# Sentiments Analysis - Twitter Dataset

### Author: [Shivam Gupta](https://www.linkedin.com/in/shivamgupta1999/)

* Classifying whether a tweet has a **positive** sentiment or a **negative** sentiment.
* Preprocessing of dataset includes:
  * Removing of punctuations and stopwords (like- and, the ,is...)
  * Removing hyperlinks and hashtags
  * Tokenizing the tweet
  * stemming the tokens
* Logistic Regression model is used and implemented from scratch without using any libraries.
* Gradient Descent algorithm is used to minimize the loss and this is also implemented in this notebook.

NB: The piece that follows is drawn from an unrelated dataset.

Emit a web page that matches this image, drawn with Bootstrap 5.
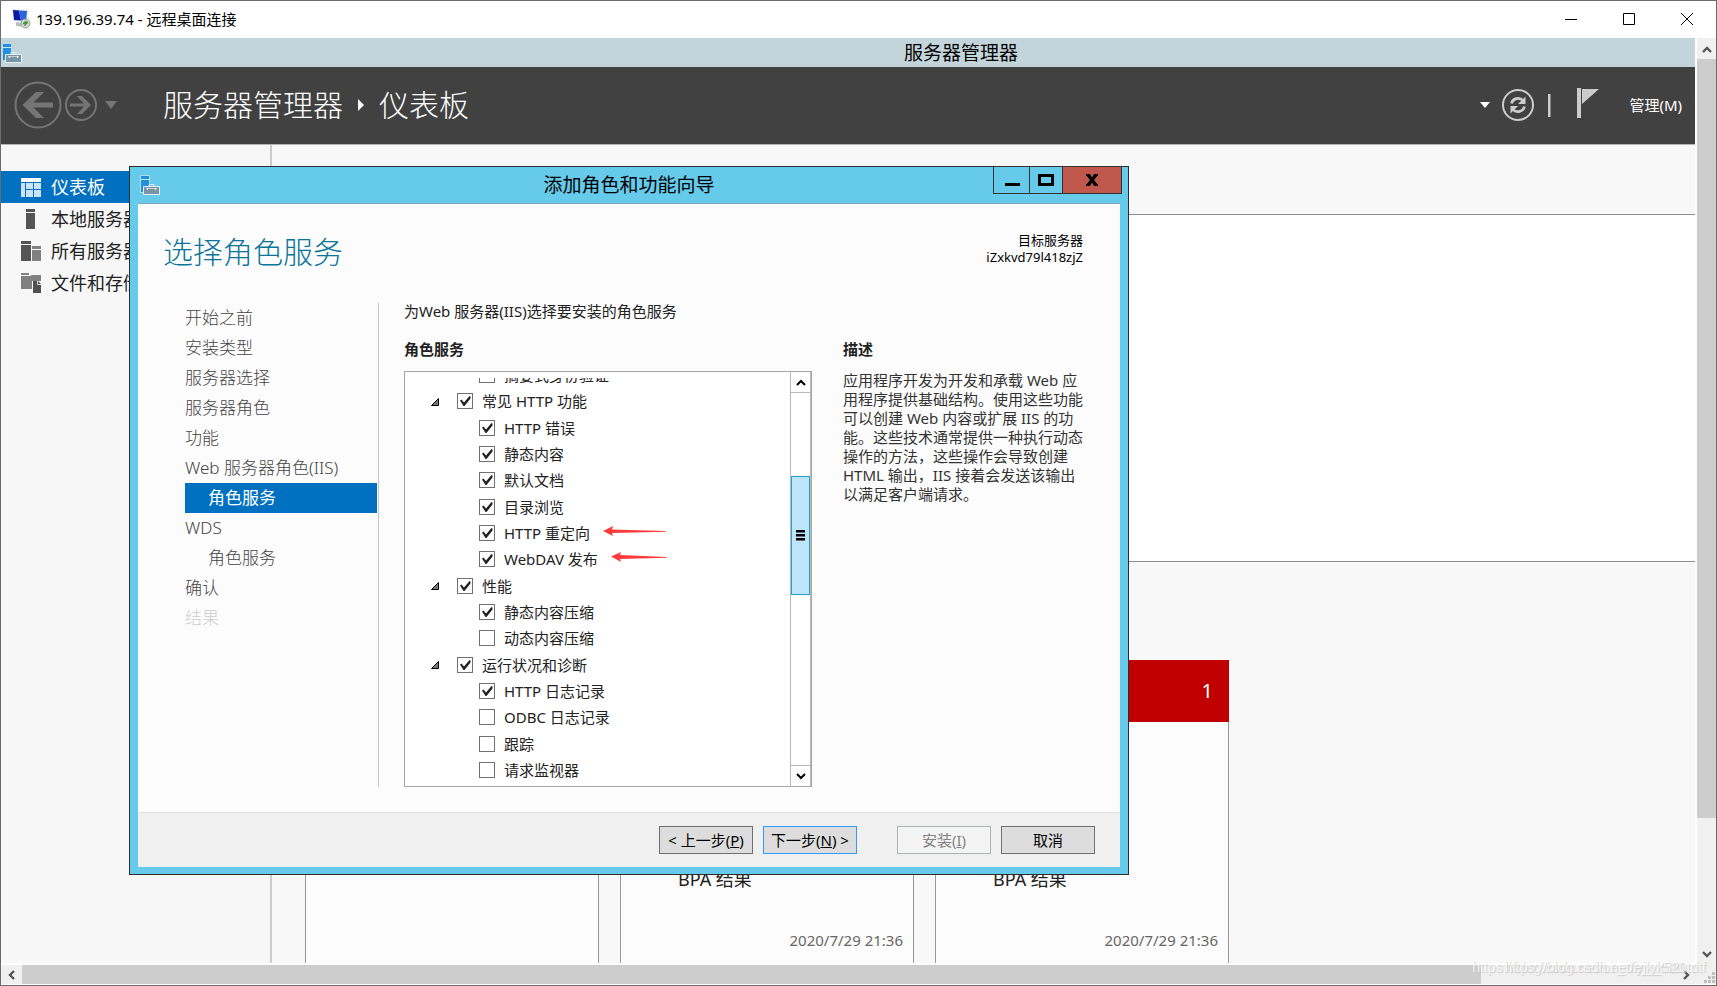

### Importing all the libraries

In [3]:
import re
import string
import numpy as np
import nltk
from nltk.corpus import twitter_samples
from nltk.corpus import stopwords
from nltk.stem import PorterStemmer
from nltk.tokenize import TweetTokenizer

In [4]:
#Downloading the dataset
nltk.download('twitter_samples')

[nltk_data] Downloading package twitter_samples to
[nltk_data]     C:\Users\hp\AppData\Roaming\nltk_data...
[nltk_data]   Package twitter_samples is already up-to-date!


True

### Preparing the dataset

In [5]:
positive_tweets=twitter_samples.strings('positive_tweets.json')
negative_tweets=twitter_samples.strings('negative_tweets.json')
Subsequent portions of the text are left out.